At a time when the news is filled with doom and gloom headlines, it can be difficult to prioritize joy as a fundamental part of activism. Concentrating on individual pleasure can seem trivial amidst the urgent work that needs doing. However, finding ways to incorporate joy into justice work can have profound effects for envisioning and creating a future worth having. As the importance of incorporating emotions into the environmental movement becomes more popular, emphasizing positive experiences and feelings serves as a reminder of all that is worth saving and fighting for. 

In her book Pleasure Activism: The Politics of Feeling Good, author adrienne maree brown* introduces a politics of joy and healing that centers pleasure as a necessary component for changing oppressive social structures. These ideas are based on the belief that tapping into pleasure can help challenge the narrative of scarcity as promoted by the current systems in place, as well as generate justice and liberation for those who have been most adversely affected. Brown writes, “Pleasure activism asserts that we all need and deserve pleasure and that our social structures must reflect this. In this moment, we must prioritize the pleasure of those most impacted by oppression.”
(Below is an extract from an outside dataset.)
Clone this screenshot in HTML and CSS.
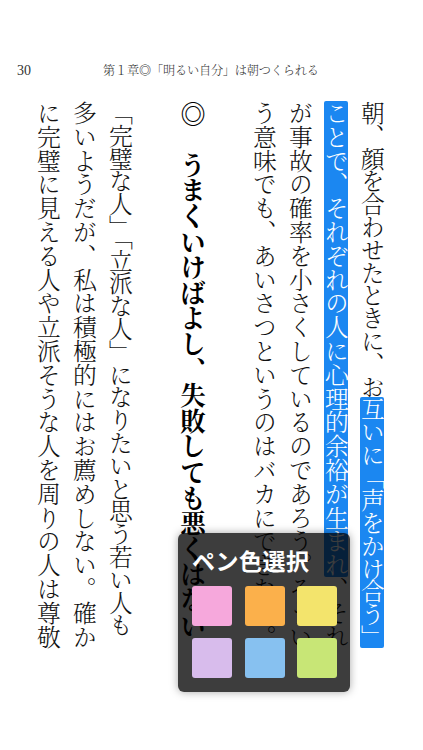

Brown’s work was influential for Sarah Ray, author of A Field Guide to Climate Anxiety, which also examines the role of emotions in activism and the importance of creating a movement of desire instead of sacrifice. By exploring the negative impacts that can result from using guilt and fear as strategies in many past and present environmental messages, Ray demonstrates that prioritizing a movement guided by pleasure is not superfluous but necessary. While the intention of negative messaging is to make those with privilege wake up and recognize their role in the current crisis so they may take action, this messaging often has the opposite effect on its intended audience, leading many to feel powerless and hopeless. In her introduction to the book, Ray writes “…guilt, one of the dominant environmentalist emotions [is] destructive and pointless. Rather, as the traditions of “misery resistance” tell us, pleasure, humor, desire, and a critical view of hope are better motivators of long-term commitment. We can find joy in manifesting the world we desire, not just outrage in opposing what we fear.”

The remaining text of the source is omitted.